Our teaching and learning styles include practical classes, workshops, performances, lectures, screenings, demonstrations, small group discussions and one-to-one tutorials. In your independent study time you will undertake research by viewing, reflecting, analysing, writing and in practical explorations.
The studio work is practical but also involves discussion, analysis, critical reflection on practice and contextualisation. Your studies are supported by an excellent collection of books, journals, videos, DVDs, CDs, electronic and online media.
All assessment is via coursework and includes classwork, presentations, choreography, written assignments and portfolios.
We have one of the largest teams of dance staff in the UK and, as they are practising artists and researchers, you can be assured of keeping up-to-date with current research and trends in dance. They are experts and award-winning leaders in their fields and draw on their outstanding professional experience for their teaching. Our excellent teaching and research was acknowledged when DMU was designated a Centre for Excellence in the Teaching and Learning of Performance Arts.
Our academic dance staff have international reputations for performance, choreography, research and innovative teaching, including individual University Teacher Fellow and National Teacher Fellow awards. World-renowned choreographer and former student, Akram Khan, has acknowledged the “inspirational teaching” he experienced at DMU.
Dance staff work closely with local, national and international dance organisations including Dance 4 and People Dancing. We also enjoy close links with artists and professional organisations, such as the Akram Khan Company, New Art Club, Moving Together and Serendipity Arts who have offered students work experience and internships.
In your final year you have practical opportunities to work with professional, educational or community organisations to develop skills in dance teaching, leading and promotion.

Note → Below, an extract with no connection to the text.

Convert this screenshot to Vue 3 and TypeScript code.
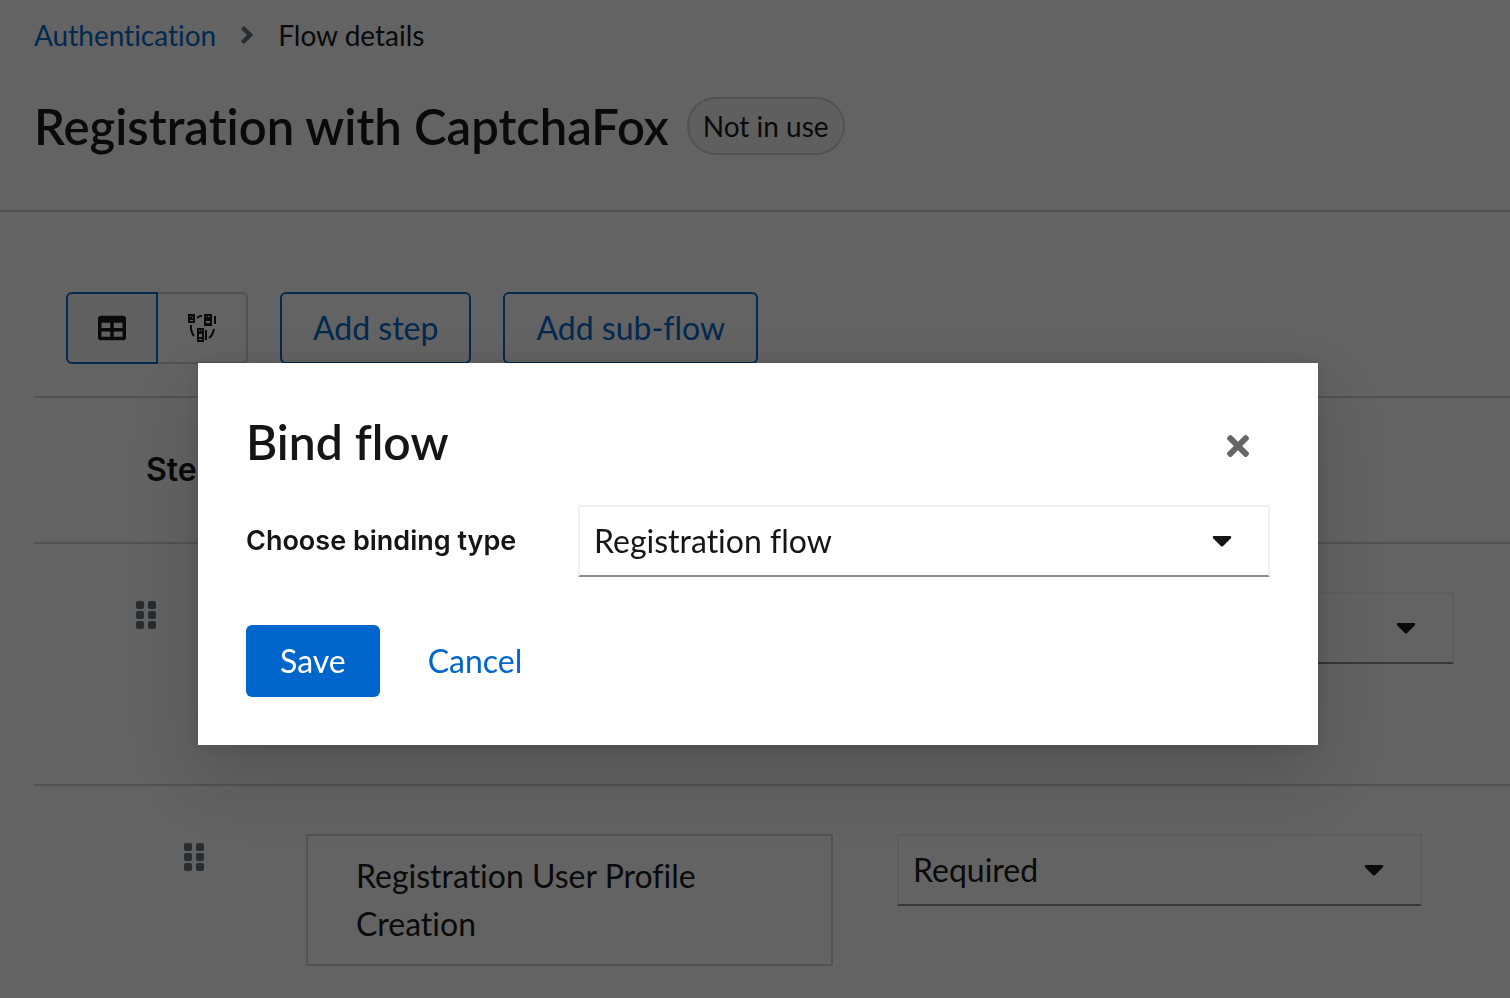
<script setup lang="ts">
import { ref } from 'vue'

interface Step {
  id: string
  level: number
  name?: string
  requirement: string
}

const steps = ref<Step[]>([
  { id: 'form', level: 0, requirement: 'Required' },
  { id: 'profile', level: 1, name: 'Registration User Profile Creation', requirement: 'Required' },
])

const bindingType = ref('Registration flow')
const gripRows = [32, 192, 352]
</script>

<template>
  <div class="page">
    <header class="page-header">
      <nav class="breadcrumb" aria-label="Breadcrumb">
        <a href="#">Authentication</a>
        <svg class="crumb-arrow" viewBox="0 0 256 512" aria-hidden="true">
          <path d="M224.3 273l-136 136c-9.4 9.4-24.6 9.4-33.9 0l-22.6-22.6c-9.4-9.4-9.4-24.6 0-33.9l96.4-96.4-96.4-96.4c-9.4-9.4-9.4-24.6 0-33.9L54.3 103c9.4-9.4 24.6-9.4 33.9 0l136 136c9.5 9.4 9.5 24.6.1 34z" />
        </svg>
        <span>Flow details</span>
      </nav>
      <div class="title-row">
        <h1>Registration with CaptchaFox</h1>
        <span class="badge">Not in use</span>
      </div>
    </header>

    <main class="content">
      <div class="toolbar">
        <div class="toggle-group">
          <button type="button" class="toggle selected" aria-label="Table view" aria-pressed="true">
            <svg class="table-icon" viewBox="0 0 512 512" aria-hidden="true">
              <path d="M464 32H48C21.49 32 0 53.49 0 80v352c0 26.51 21.49 48 48 48h416c26.51 0 48-21.49 48-48V80c0-26.51-21.49-48-48-48zM224 416H64v-96h160v96zm0-160H64v-96h160v96zm224 160H288v-96h160v96zm0-160H288v-96h160v96z" />
            </svg>
          </button>
          <button type="button" class="toggle" aria-label="Diagram view" aria-pressed="false">
            <svg class="diagram-icon" viewBox="0 0 32 32" aria-hidden="true">
              <path fill-rule="evenodd" d="M2 2h7v9H2zM4 4v1h1V4zM6 5v1h1V5zM4 8v1h3V8z" />
              <path fill-rule="evenodd" d="M18 2h8v12h-8zM20 4v1h1V4zM22 4v1h2V4zM20 9v2h4V9z" />
              <path fill-rule="evenodd" d="M11 16h7v14h-7zM13 18v1h1v-1zM15 18v1h1v-1zM13 22v3h3v-3zM13 27v1h3v-1z" />
              <path d="M28 4h2v8h-2zM19 18h2v10h-2z" />
              <path class="arc" d="M11 6l3-2h2M5 13v4q1 5 3 7M28 17q-1 6-5 9" />
            </svg>
          </button>
        </div>
        <button type="button" class="outlined">Add step</button>
        <button type="button" class="outlined">Add sub-flow</button>
      </div>

      <table class="steps">
        <colgroup>
          <col class="col-drag" />
          <col />
          <col class="col-requirement" />
        </colgroup>
        <thead>
          <tr>
            <th colspan="3" scope="col">Steps</th>
          </tr>
        </thead>
        <tbody>
          <tr v-for="step in steps" :key="step.id" :class="'level-' + step.level">
            <td class="drag">
              <svg class="grip" viewBox="0 0 320 512" role="img" aria-label="Drag to reorder">
                <template v-for="y in gripRows" :key="y">
                  <rect x="0" :y="y" width="128" height="128" rx="32" />
                  <rect x="192" :y="y" width="128" height="128" rx="32" />
                </template>
              </svg>
            </td>
            <td class="name">
              <div v-if="step.name" class="name-box">{{ step.name }}</div>
            </td>
            <td class="requirement">
              <div class="select">
                <select v-model="step.requirement" aria-label="Requirement">
                  <option>Required</option>
                </select>
                <svg class="caret" viewBox="0 0 320 512" aria-hidden="true">
                  <path d="M31.3 192h257.3c17.8 0 26.7 21.5 14.1 34.1L174.1 354.7c-7.8 7.8-20.5 7.8-28.3 0L17.2 226.1C4.6 213.5 13.4 192 31.3 192z" />
                </svg>
              </div>
            </td>
          </tr>
        </tbody>
      </table>
    </main>

    <div class="backdrop">
      <form class="modal" role="dialog" aria-modal="true" aria-labelledby="bind-title" @submit.prevent>
        <div class="modal-header">
          <h2 id="bind-title">Bind flow</h2>
          <button type="button" class="close" aria-label="Close">
            <svg viewBox="0 0 352 512" aria-hidden="true">
              <path d="M242.72 256l100.07-100.07c12.28-12.28 12.28-32.19 0-44.48l-22.24-22.24c-12.28-12.28-32.19-12.28-44.48 0L176 189.28 75.93 89.21c-12.28-12.28-32.19-12.28-44.48 0L9.21 111.45c-12.28 12.28-12.28 32.19 0 44.48L109.28 256 9.21 356.07c-12.28 12.28-12.28 32.19 0 44.48l22.24 22.24c12.28 12.28 32.2 12.28 44.48 0L176 322.72l100.07 100.07c12.28 12.28 32.2 12.28 44.48 0l22.24-22.24c12.28-12.28 12.28-32.19 0-44.48L242.72 256z" />
            </svg>
          </button>
        </div>
        <div class="field">
          <label for="binding-type">Choose binding type</label>
          <div class="select">
            <select id="binding-type" v-model="bindingType">
              <option>Registration flow</option>
            </select>
            <svg class="caret" viewBox="0 0 320 512" aria-hidden="true">
              <path d="M31.3 192h257.3c17.8 0 26.7 21.5 14.1 34.1L174.1 354.7c-7.8 7.8-20.5 7.8-28.3 0L17.2 226.1C4.6 213.5 13.4 192 31.3 192z" />
            </svg>
          </div>
        </div>
        <div class="actions">
          <button type="submit" class="primary">Save</button>
          <button type="button" class="link">Cancel</button>
        </div>
      </form>
    </div>
  </div>
</template>

<style>
body {
  margin: 0;
  background: #fff;
}
</style>

<style scoped>
.page {
  height: 100vh;
  overflow: hidden;
  color: #151515;
  background: #fff;
  font-family: Lato, "Open Sans", sans-serif;
  font-size: 32px;
  line-height: 48px;
  font-variant-ligatures: none;
}

.page *,
.page {
  box-sizing: border-box;
}

button,
select {
  margin: 0;
  font: inherit;
  font-variant-ligatures: none;
  color: inherit;
  cursor: pointer;
}

h1,
h2 {
  margin: 0;
  font-size: 48px;
  line-height: 62px;
  font-weight: 600;
}

h1 {
  font-size: 49px;
}

svg {
  display: block;
  fill: currentColor;
}

.page-header {
  padding: 14px 34px 53px;
  border-bottom: 2px solid #d2d2d2;
}

.breadcrumb {
  display: flex;
  align-items: center;
  font-size: 28px;
  line-height: 42px;
}

.breadcrumb a {
  color: #06c;
  text-decoration: none;
}

.crumb-arrow {
  width: 14px;
  height: 28px;
  margin: 0 24px;
  color: #6a6e73;
}

.title-row {
  display: flex;
  align-items: center;
  gap: 18px;
  margin-top: 39px;
}

.badge {
  padding: 6px 14px;
  border: 2px solid #d2d2d2;
  border-radius: 30px;
  background: #f5f5f5;
  font-size: 28px;
  line-height: 42px;
}

.content {
  padding: 80px 0 0 34px;
}

.toolbar {
  display: flex;
  gap: 32px;
  padding: 0 32px 32px;
}

.toggle-group {
  display: flex;
}

.toggle {
  display: flex;
  align-items: center;
  justify-content: center;
  width: 90px;
  height: 72px;
  padding: 0;
  border: 2px solid #d2d2d2;
  border-left: 0;
  border-radius: 0 6px 6px 0;
  background: transparent;
}

.toggle.selected {
  width: 92px;
  border: 2px solid #06c;
  border-radius: 6px 0 0 6px;
  background: #fafafa;
}

.table-icon {
  width: 28px;
  height: 28px;
}

.diagram-icon {
  width: 32px;
  height: 32px;
}

.arc {
  fill: none;
  stroke: currentColor;
  stroke-width: 2;
}

.outlined {
  height: 72px;
  padding: 0 31px;
  border: 2px solid #06c;
  border-radius: 6px;
  background: transparent;
  color: #06c;
}

.steps {
  width: 100%;
  border-collapse: separate;
  border-spacing: 0;
  table-layout: fixed;
}

.col-drag {
  width: 224px;
}

.col-requirement {
  width: 43.7%;
}

th {
  padding: 48px 0 48px 112px;
  border-top: 2px solid #d2d2d2;
  border-bottom: 2px solid #d2d2d2;
  text-align: left;
  font-family: Inter, "Open Sans", sans-serif;
  font-weight: 600;
}

td {
  padding: 48px 32px;
  border-bottom: 2px solid #d2d2d2;
  vertical-align: top;
}

.level-0 td {
  height: 242px;
}

.drag {
  padding-left: 102px;
}

.level-1 .drag {
  padding-left: 150px;
}

.name {
  padding-left: 48px;
}

.requirement {
  padding-right: 56px;
}

.level-1 .requirement {
  padding-right: 88px;
}

.grip {
  width: 20px;
  height: 32px;
  margin-top: 7px;
  color: #6a6e73;
}

.name-box {
  padding: 16px 48px;
  border: 2px solid #d2d2d2;
}

.select {
  position: relative;
}

.select select {
  display: block;
  width: 100%;
  height: 72px;
  padding: 0 64px 0 14px;
  appearance: none;
  border: 2px solid #f0f0f0;
  border-bottom-color: #8a8d90;
  border-radius: 0;
  background: transparent;
}

.caret {
  position: absolute;
  top: 19px;
  right: 38px;
  width: 20px;
  height: 32px;
  pointer-events: none;
}

.backdrop {
  position: fixed;
  inset: 0;
  display: flex;
  align-items: flex-start;
  justify-content: center;
  padding: 363px 0 0 6px;
  background: rgba(3, 3, 3, 0.62);
}

.modal {
  width: 1120px;
  max-width: 100%;
  padding: 48px;
  background: #fff;
  box-shadow: 0 32px 64px rgba(3, 3, 3, 0.16), 0 0 12px rgba(3, 3, 3, 0.1);
}

.modal-header {
  display: flex;
  justify-content: space-between;
  align-items: flex-end;
  margin-bottom: 32px;
}

.close {
  display: flex;
  padding: 11px 20px;
  border: 0;
  background: transparent;
  color: #666;
}

.close svg {
  width: 24px;
  height: 32px;
}

.field {
  display: grid;
  grid-template-columns: 300px 1fr;
  column-gap: 32px;
  align-items: center;
}

.field label {
  font-family: Inter, "Open Sans", sans-serif;
  font-size: 27px;
  font-weight: 600;
}

.actions {
  display: flex;
  gap: 16px;
  margin-top: 48px;
}

.primary,
.link {
  height: 72px;
  padding: 0 32px;
  border: 0;
  border-radius: 6px;
  background: transparent;
  color: #06c;
}

.primary {
  padding: 0 34px;
  background: #06c;
  color: #fff;
}
</style>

You will be taught through a combination of lectures, tutorials, seminars, group work and self-directed study. Assessment is through coursework (presentations, essays and reports) Your precise timetable will depend on the optional modules you choose to take, however, in your first year you will normally attend around 15 hours of timetabled taught sessions (lectures and tutorials) each week, and we expect you to undertake at least 22 further hours of independent study to complete project work and research.